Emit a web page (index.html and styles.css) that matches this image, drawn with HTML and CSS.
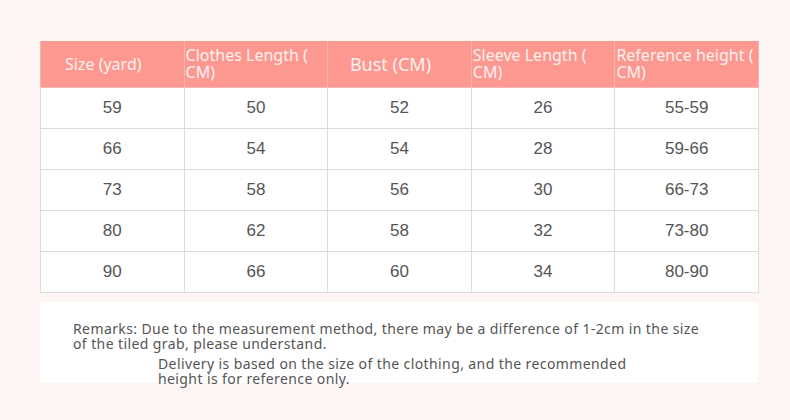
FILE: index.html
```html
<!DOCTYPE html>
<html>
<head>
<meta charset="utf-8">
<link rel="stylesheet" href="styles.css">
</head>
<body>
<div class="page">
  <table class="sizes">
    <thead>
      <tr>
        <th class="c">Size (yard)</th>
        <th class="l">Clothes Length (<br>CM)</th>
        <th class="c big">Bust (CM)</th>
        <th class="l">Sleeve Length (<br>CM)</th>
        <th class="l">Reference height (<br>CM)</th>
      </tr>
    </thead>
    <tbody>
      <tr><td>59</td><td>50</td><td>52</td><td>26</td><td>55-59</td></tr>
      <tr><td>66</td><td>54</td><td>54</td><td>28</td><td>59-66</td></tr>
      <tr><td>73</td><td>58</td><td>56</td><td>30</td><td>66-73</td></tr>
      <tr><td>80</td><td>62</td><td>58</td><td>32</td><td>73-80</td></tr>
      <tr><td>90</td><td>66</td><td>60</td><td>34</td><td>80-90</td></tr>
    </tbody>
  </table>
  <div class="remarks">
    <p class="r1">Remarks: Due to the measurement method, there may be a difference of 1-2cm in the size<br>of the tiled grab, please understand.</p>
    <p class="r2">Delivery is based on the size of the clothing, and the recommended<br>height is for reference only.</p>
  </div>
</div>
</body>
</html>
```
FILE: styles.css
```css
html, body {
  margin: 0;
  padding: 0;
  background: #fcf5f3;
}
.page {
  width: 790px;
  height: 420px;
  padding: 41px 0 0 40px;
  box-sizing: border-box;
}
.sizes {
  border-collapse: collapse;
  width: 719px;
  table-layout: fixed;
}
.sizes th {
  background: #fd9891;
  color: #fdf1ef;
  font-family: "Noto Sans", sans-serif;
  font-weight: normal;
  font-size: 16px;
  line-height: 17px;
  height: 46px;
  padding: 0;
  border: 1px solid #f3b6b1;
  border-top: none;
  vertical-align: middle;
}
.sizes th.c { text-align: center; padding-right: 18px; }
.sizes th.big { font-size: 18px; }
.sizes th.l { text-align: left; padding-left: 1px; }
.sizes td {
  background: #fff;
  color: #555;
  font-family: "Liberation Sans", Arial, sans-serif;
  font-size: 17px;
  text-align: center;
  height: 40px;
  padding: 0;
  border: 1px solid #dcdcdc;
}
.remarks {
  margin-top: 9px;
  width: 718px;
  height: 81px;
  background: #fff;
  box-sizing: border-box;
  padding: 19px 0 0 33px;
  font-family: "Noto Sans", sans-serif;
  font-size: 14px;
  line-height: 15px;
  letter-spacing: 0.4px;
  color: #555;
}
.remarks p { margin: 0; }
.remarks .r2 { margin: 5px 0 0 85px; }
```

PROBLEM DESCRIPTION:
Give nothing but the number of lines containing the string "index".

TASK ANSWER:
2